N’attendez rien de la France et des français. Regardez le documentaire TABOU de M6 et vous comprendrez qu’il est trop tard : ce pays est définitivement perdu pour l’occident, et d’autres pays européens suivront. L’UOIF, c-à-d les Frères Musulmans, s’y attache et cela va réussir car en face il y a une population fascinée par l’islam et les palestiniens au point de perdre ses propres repères et ses racines. Philippe de Villiers vient de l’écrire dans son nouveau bouquin qui fera du bruit sans aucun doute.
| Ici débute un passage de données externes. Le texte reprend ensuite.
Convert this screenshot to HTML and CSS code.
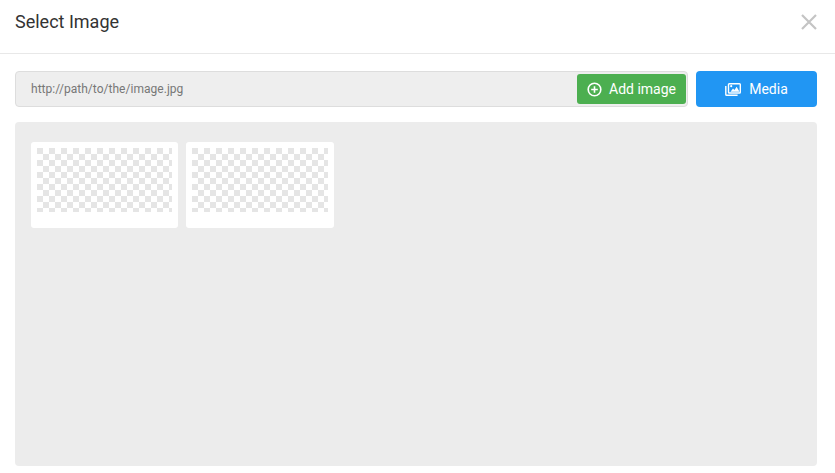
FILE: index.html
```html
<!DOCTYPE html>
<html lang="en">
<head>
<meta charset="utf-8">
<title>Select Image</title>
<link rel="stylesheet" href="styles.css">
</head>
<body>
<div class="dialog">
  <header class="head">
    <h1 class="title">Select Image</h1>
    <button class="close" aria-label="Close">
      <svg class="close-icon" viewBox="0 0 16 16"><path d="M1 1 15 15M15 1 1 15"/></svg>
    </button>
  </header>
  <div class="body">
    <div class="toolbar">
      <div class="url">
        <span class="url-text">http://path/to/the/image.jpg</span>
        <button class="btn btn-add">
          <svg class="icon" viewBox="0 0 15 15"><circle cx="7.500" cy="7.500" r="6.300"/><path d="M7.500 4.200v6.600M4.200 7.500h6.600"/></svg>
          Add image
        </button>
      </div>
      <button class="btn btn-media">
        <svg class="icon icon-media" viewBox="0 0 16 13"><rect x="3.500" y="0.700" width="11.800" height="9.300" rx="0.800"/><path d="M0.800 3v8.500c0 .5.300.8.800.8h11"/><path class="fill" d="M5.500 8.800 8 5.500l1.500 1.500 2.100-3.300 2.900 5.100Z"/><circle class="fill" cx="6.200" cy="3.200" r="1.100"/></svg>
        Media
      </button>
    </div>
    <div class="gallery">
      <div class="card first">
        <svg class="thumb"><defs><pattern id="checker" width="12" height="12" patternUnits="userSpaceOnUse"><rect class="sq" width="6" height="6"/><rect class="sq" x="6" y="6" width="6" height="6"/></pattern></defs><rect width="100%" height="100%" fill="url(#checker)"/></svg>
      </div>
      <div class="card">
        <svg class="thumb"><rect width="100%" height="100%" fill="url(#checker)"/></svg>
      </div>
    </div>
  </div>
</div>
</body>
</html>
```
FILE: styles.css
```css
* { box-sizing: border-box; }
html, body { margin: 0; height: 100%; }
body { background: #fff; font-family: Roboto, "Liberation Sans", sans-serif; overflow: hidden; }
.dialog { width: 835px; height: 473px; display: flex; flex-direction: column; }
.head {
  height: 54px;
  flex: none;
  display: flex;
  align-items: flex-start;
  justify-content: space-between;
  padding: 0 18px 0 15px;
  border-bottom: 1px solid #e8e8e8;
}
.title { margin: 11px 0 0; font-size: 18px; line-height: 22px; font-weight: 400; color: #333; }
.close { border: 0; background: none; padding: 0; margin-top: 14px; width: 16px; height: 16px; display: block; }
.close-icon { display: block; width: 16px; height: 16px; fill: none; stroke: #c4c4c4; stroke-width: 2.200; }
.body { flex: 1; display: flex; flex-direction: column; padding: 17px 18px 7px 15px; gap: 15px; min-height: 0; }
.toolbar { display: flex; gap: 8px; height: 36px; flex: none; }
.url {
  flex: 1;
  display: flex;
  align-items: center;
  justify-content: space-between;
  padding: 0 1px 0 15px;
  background: #eee;
  border: 1px solid #ddd;
  border-radius: 4px;
}
.url-text { font-size: 12px; color: #777; font-weight: 400; letter-spacing: .03px; }
.btn {
  border: 0;
  color: #fff;
  font-family: inherit;
  font-size: 14px;
  display: flex;
  align-items: center;
  justify-content: center;
  border-radius: 3px;
  padding: 0;
}
.btn-add { width: 109px; height: 30px; background: #4caf50; gap: 7px; }
.btn-media { width: 121px; background: #2196f3; gap: 8px; border-radius: 4px; }
.icon { width: 15px; height: 15px; fill: none; stroke: #fff; stroke-width: 1.600; display: block; }
.icon-media { width: 16px; height: 13px; stroke-width: 1.400; }
.fill { fill: #fff; stroke: none; }
.gallery {
  flex: 1;
  display: flex;
  align-items: flex-start;
  gap: 8px;
  padding: 20px 16px;
  background: #ececec;
  border-radius: 4px;
}
.card { width: 148px; height: 86px; padding: 6px; background: #fff; border-radius: 3px; }
.card.first { width: 147px; }
.thumb { display: block; width: 100%; height: 64px; }
.sq { fill: #e5e5e5; shape-rendering: crispEdges; }
```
La hausse vertigineuse de la pratique de l’islam et du port du voile sont le signe d’une véritable stratégie de conquête des terres de mécréants (l’Europe) comme le préconise le Coran.
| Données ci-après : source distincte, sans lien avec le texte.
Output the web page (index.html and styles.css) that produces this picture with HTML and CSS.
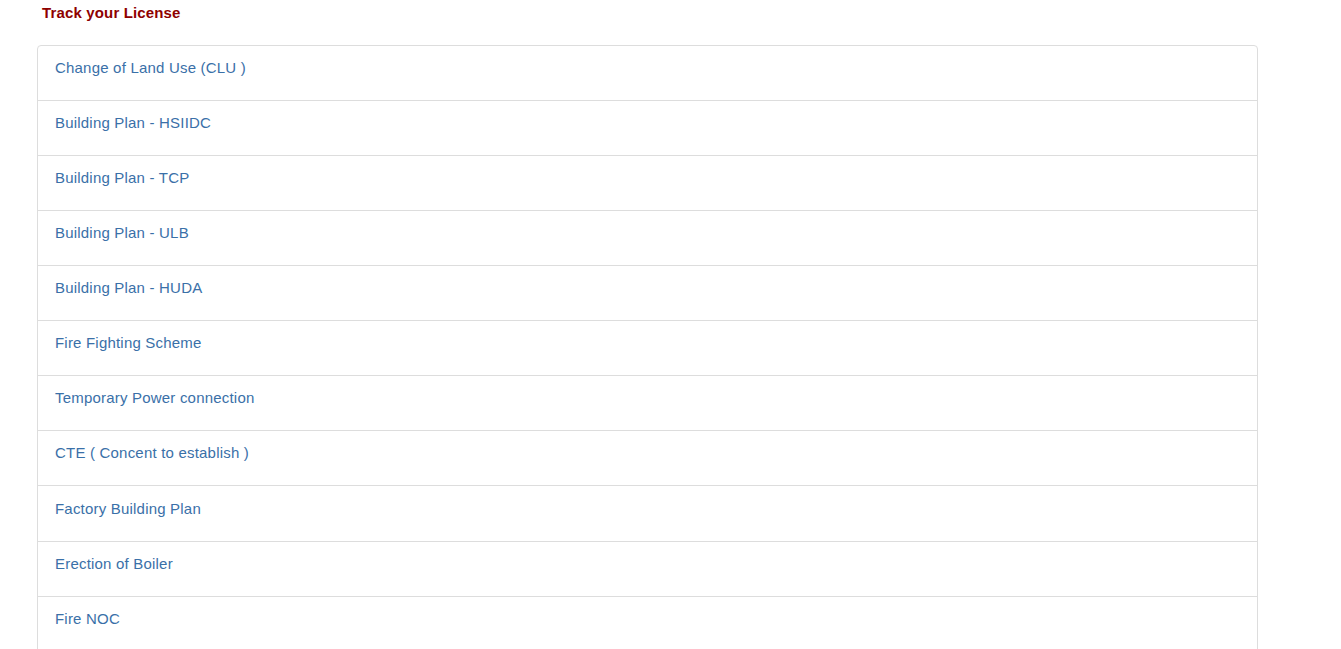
FILE: index.html
```html
<!DOCTYPE html>
<html>
<head>
<meta charset="utf-8">
<title>Track your License</title>
<link rel="stylesheet" href="styles.css">
</head>
<body>
<div class="page">
  <h4 class="title">Track your License</h4>
  <div class="list-group">
    <a class="list-item" href="#">Change of Land Use (CLU )</a>
    <a class="list-item" href="#">Building Plan - HSIIDC</a>
    <a class="list-item" href="#">Building Plan - TCP</a>
    <a class="list-item" href="#">Building Plan - ULB</a>
    <a class="list-item" href="#">Building Plan - HUDA</a>
    <a class="list-item" href="#">Fire Fighting Scheme</a>
    <a class="list-item" href="#">Temporary Power connection</a>
    <a class="list-item" href="#">CTE ( Concent to establish )</a>
    <a class="list-item tall" href="#">Factory Building Plan</a>
    <a class="list-item" href="#">Erection of Boiler</a>
    <a class="list-item" href="#">Fire NOC</a>
  </div>
</div>
</body>
</html>
```
FILE: styles.css
```css
html, body {
  margin: 0;
  padding: 0;
  background: #ffffff;
}

body {
  font-family: "Liberation Sans", Arial, sans-serif;
  font-size: 15px;
  line-height: 20px;
}

.page {
  padding: 3px 0 0 37px;
  width: 1221px;
}

.title {
  margin: 0 0 22px 5px;
  font-size: 15px;
  line-height: 20px;
  font-weight: bold;
  letter-spacing: 0.15px;
  color: #8e0000;
}

.list-group {
  display: flex;
  flex-direction: column;
}

.list-item {
  display: block;
  box-sizing: border-box;
  height: 56px;
  margin-bottom: -1px;
  padding: 12px 17px 0 17px;
  border: 1px solid #dddddd;
  background: #ffffff;
  color: #3a70a8;
  letter-spacing: 0.2px;
  text-decoration: none;
}

.list-item.tall {
  height: 57px;
  padding-top: 13px;
}

.list-item:first-child {
  border-top-left-radius: 4px;
  border-top-right-radius: 4px;
}
```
Les présidentielles vont certainement se jouer sur ce thème, et on verra que la société est en majorité prête à se soumettre plutôt qu’à combattre pour garder ses valeurs.
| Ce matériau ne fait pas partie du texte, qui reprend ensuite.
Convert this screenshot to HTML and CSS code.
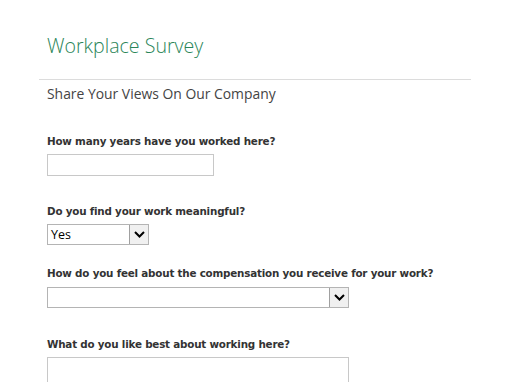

Donc, les propos et théories de cette géopoliticienne, on s’en fout.
A bon entendeur.

Dans 30 ans au plus, la France aura basculé dans une communauté isla

Ixiane

Les faux-culs ne changeront jamais, Israël a eu ordre de développer et construire sur la TERRE qui lui a été allouée, ou plutôt rendue, à SAN REMO en 1920-22 et c’est cela qui compte !!! les arabes qui ont eu des Terres 1000 fois plus vastes devraient s’écraser !!!! ISRAEL ne fait rien d’illégal en développant son Pays !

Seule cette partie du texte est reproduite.